On the plane trip back from Washington to Durham today, I started reading Malcolm Gladwell’s The Tipping Point (in my haste to pack for the trip, I forgot to bring any reading material for the return trip, so I had to make an excursion to Barnes and Noble in Washington to pick up something to read yesterday afternoon), and about 20 pages in felt tempted to exclaim out loud that this sounded a lot like Mark Granovetter’s American Journal of Sociology article on the strength of weak ties—a theory that is surprisingly underdiscussed in the public opinion literature, at least by political scientists. I only came across it in my graduate “classic texts in American politics” seminar taught by Bob Albritton, which I affectionately refer to as the Magical Mystery Tour.
Incidentally, Friday afternoon in my southern politics seminar I brought up another Gladwell theme by talking briefly about Tom Schelling’s work on how patterns of segregation spontaneously emerge from individual actions that aren’t strongly discriminatory on their face.

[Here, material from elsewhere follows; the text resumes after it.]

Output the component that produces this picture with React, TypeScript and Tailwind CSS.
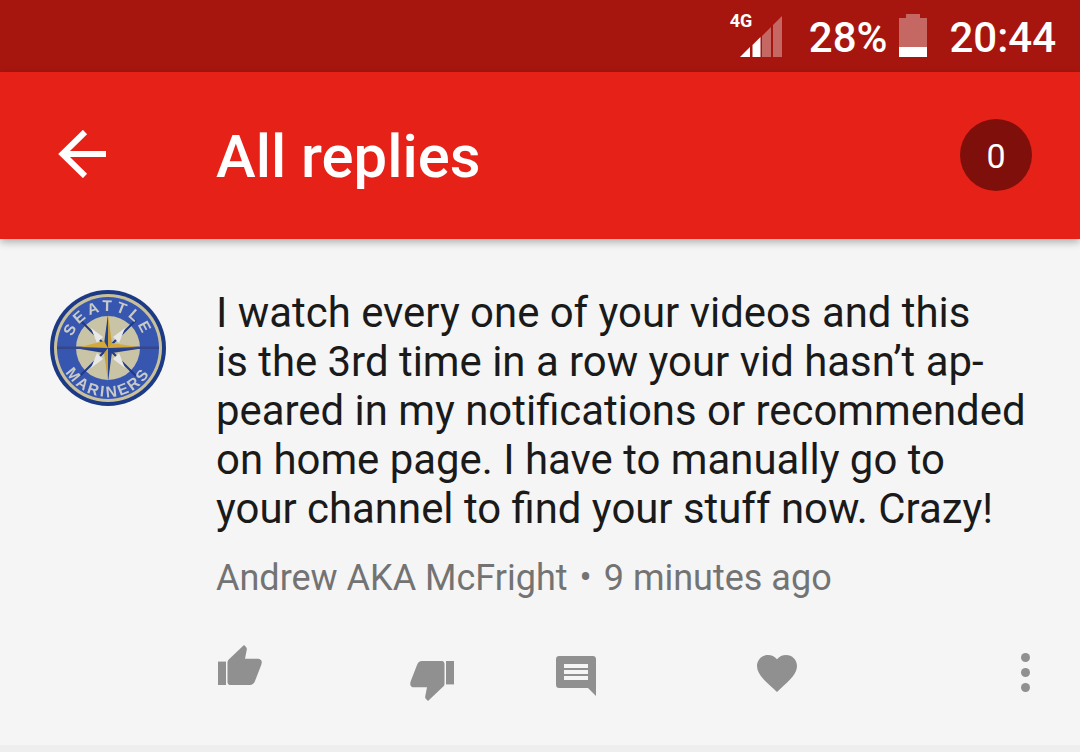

Why is it every time there’s a new Osama tape I think of Hari Seldon? Well, except for the “accurate predictions about the future” bit…
I’ve made it to Marianna, Florida, which means I’m most of the way between mom’s and dad’s on the Great Holiday Roadtrip. So far, except for getting caught in rush hour traffic south of Birmingham, it’s been a pretty uneventful journey.
Most of the Alabama portion of the journey was accompanied by Steve Martin’s Shopgirl on four unabridged audio CDs, a recommendation from my dinner companion a few nights ago, which I purchased at the Barnes & Noble in Hoover. Not having seen the movie yet, I am curious how well it makes the transition to the big screen, as Martin uses very little dialogue in the original novella. Thematically, it may be something of a companion piece to Martin’s 1991 L.A. Story, although that film was much more broadly comedic than Shopgirl—which, at least in book form, is more poignant and melancholy than laugh-out-loud funny.
As should be pretty obvious by now, I’ve conceded the Fifty Book Challenge. I did get ten pages of Tim Harford’s The Undercover Economist read while waiting for my car’s oil to be changed today in Collierville, but the ruthless efficiency of Mathis Tire and Auto (in and out in less than 20 minutes, including a tire rotation, for $17.50 or so) precluded any further reading. Except for the stuff I’m being paid to read, it may be a while before I get back in the reading groove.
Virginia Postrel believes she lacks sufficient buzz to sell books. My remedy: ask you to buy a copy of The Substance of Style; I never got around to reviewing TSOS, but will say—for the record—it is very good, as is her earlier book The Future and its Enemies.
Your purchase probably won’t bring her back as editor of Reason, but it’s a worthy cause nonetheless.
The only place I ever seem to get any reading done (beyond that essential for my scholarship and teaching) is on airplanes, so I finally read Franklin Foer’s How Soccer Explains the World: An Unlikely Theory of Globalization on my last interview junket—actually, I had it read by the time I got to the Frozen Tundra; I had to settle for finishing my Economist backlog on the way back.
It’s an enjoyable enough read, and Foer has a good, clear narrative style. My major quibble: I’m not sure soccer “explains” much of anything in the book; at best, it’s an indicator or reflection of the phenomena that Foer discusses.
It looks like Clayton Cramer has gotten himself a book advance. Anyone care to speculate on a title for this magnum opus? (Bonus points if you can work in more than one of Cramer’s obsessions.)